Professor Máiréad Nic Craith BEd, BA, MA, PhD, MRIA
Chair of European Culture and Society
School of Sociology and Applied Social Sciences
University of Ulster
Magee campus
Northland Road
BT48 7JL
Northern Ireland
Ph: 028 7167 5519
Email: m.niccraith@ulster.ac.uk
Since her initial appointment to UU in 2001, Máiréad has maintained an on-going research interest in heritage as a window on the past. More recently she has been working on the intersection between heritage and human rights. Last year she co-edited a volume on Cultural Diversity, Heritage and Human Rights: Intersections in Theory and Practice, with Routledge (2010). Contributors include a number of international academics working on the theme of heritage and human rights, which is a research field she would like to develop further, particularly in a Northern Irish context. Since the publication of this book, she has been involved as a consultant with the United Nations in Geneva on the compilation of a report by Farida Shaheedon, the independent expert in the field of cultural rights, on access to heritage as a human right. The final report was presented to the General Assembly in March.
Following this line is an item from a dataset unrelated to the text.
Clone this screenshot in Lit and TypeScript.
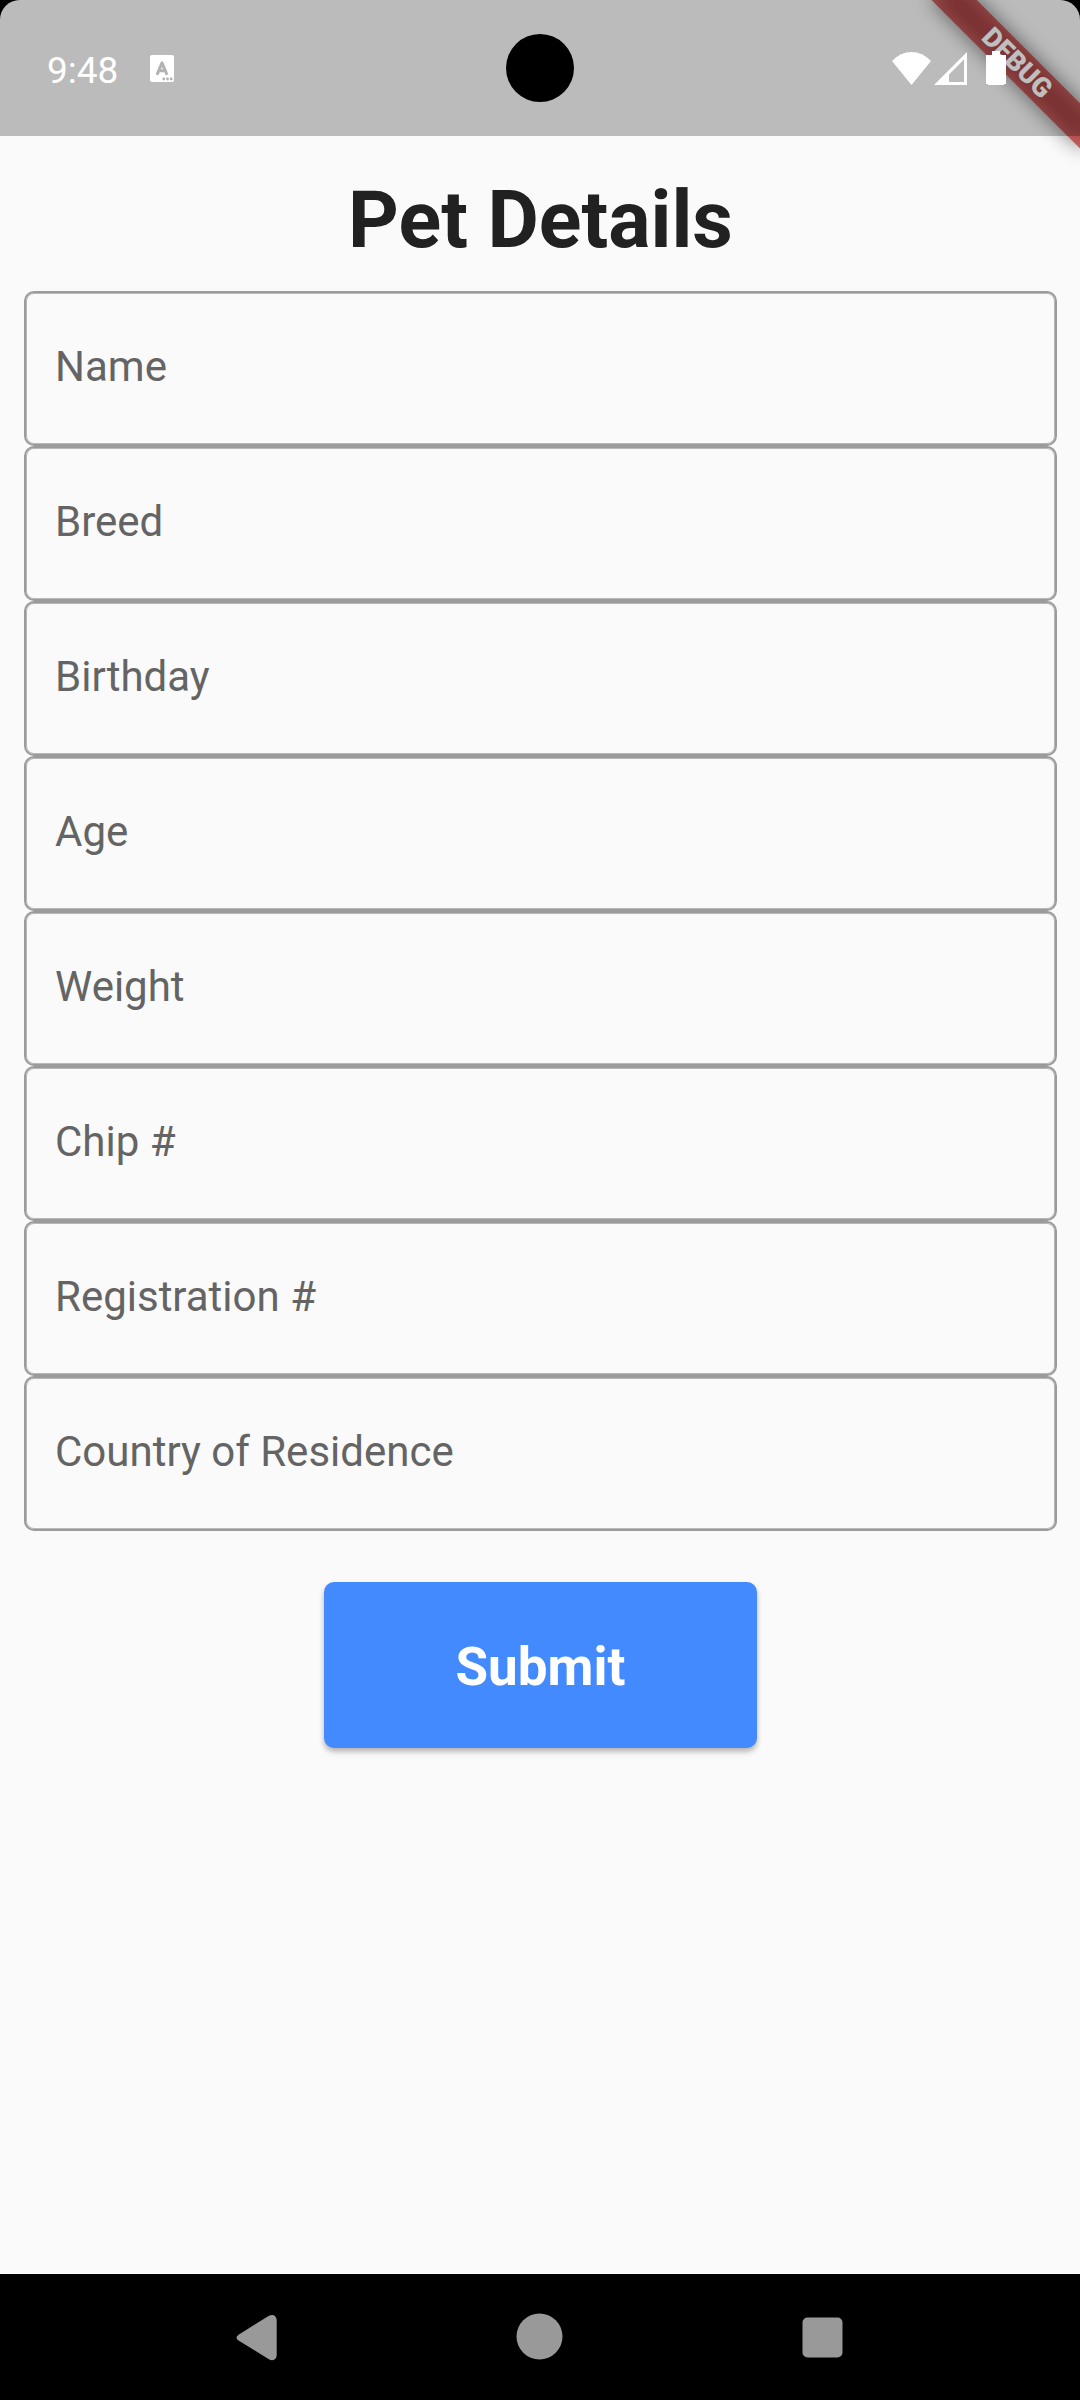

Máiréad has maintained a strong research interest in heritage, culture and Identity politics in Northern Ireland. Her publications in the field include Plural Identities: Singular Narratives – the Case of Northern Ireland, Berghahn (Co-winner of 2004 Ratcliff Research Prize) and Culture and Identity Politics in Northern Ireland, Palgrave Macmillan. She is especially interested in tensions between the local and the global, with particular reference to immigration. Along with Rachel Naylor, Elly Odhiambo and Moyo Khanyisela, she conducted a Community Relations funded project on Africans in the North West. A number of her PhD students have published monographs and essays on immigrants here.
Máiréad has also been working on international legislation dealing with issues of culture and heritage - with issues such as the Council of Europe's Charter for Regional and Minority Languages as well as UNESCO's Charter for Intangible Heritage. She is a member of the Royal Irish Academy.